Cooler Brackets, Gaming, and Console Lessons

Awzey: I’m love the new Ryzen architecture, but I still don't understand why AMD introduced a new CPU cooler mounting system for the AM4 socket. Why didn’t AMD continue using the AM3+ bracket design, proven to work just fine on the Asus Crosshair VI Hero Motherboard?

DON WOLIGROSKI: Dude! We gave you the best of both worlds.

We include the AM3+ cooler-compatible retention frame on AM4 motherboards (to the best of my knowledge, all of them come with those retention frames), not just the ASUS Crosshair. Just check the Newegg board pics for socket AM4. They're all over the place. If you want to use the new Wraith Stealth and Wraith Spire coolers just take that retention frame off.

And frankly, spring screws on the AM4 Wraith Coolers are awesome.

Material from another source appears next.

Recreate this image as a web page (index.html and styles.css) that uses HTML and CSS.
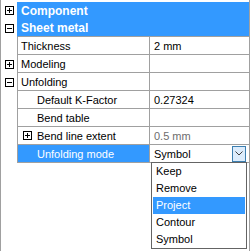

paulgrr63: Which Ryzen processor would you recommend for gaming? I use my PC for schoolwork and gaming, but nothing too demanding. The games I play include For Honor, Battlefield 1, World of Warcraft, and Gears of War. Thank you for your time!

AMD Ryzen 5 1600XView Deal

DON WOLIGROSKI: In general, the Ryzen 5 1600X is the best Ryzen processor for gaming. It gives nothing up to the Ryzen 7s, since it has the same clocks as the top-of-the-line Ryzen 7 1800X, and it can really beat the Core i5-7600K in certain titles. Having said that, I'd wait for April 11th launch day and look at the reviews before buying. The lower-priced Ryzen 5 1500X might do the job for you. Gaming performance depends on your graphics card, too.

Ditt44: During the mid-2000s most PC game development devolved into a 'console-first' policy, resulting in dumbed-down interfaces, specs, etc. It seems like we’re finally witnessing a reversal to that. With AMD's diversification and integration into console markets, is your company’s development process for CPU and GPU technology based on one market or the other, or is there a more parallel sharing of engineering assets, product features, and architectural designs?

DON WOLIGROSKI: I think products follow what people want.

There was a time when gamers were a bit intimidated by PCs and the knowledge that was required to run them properly. I think the new generation of gamers aren't intimidated and really see the benefits of the open PC platform. Combine that with the tremendous success of eSports, and the PC is leading the millennium's current gaming renaissance.

As far as base-lines, it's a loop. CPUs and GPUs get better, developers start to take advantage of that power, and then we plateau for a while.

This is why Ryzen is so fricking awesome for gamers. We basically disrupted the PC's landscape by making highly-threaded, high performance CPUs accessible at previously unheard of price points. Now that AMD has brought multi-core processors to mainstream, developers can make use for that hardware as it reshapes the market. It won't be instantaneous, but it's inevitable.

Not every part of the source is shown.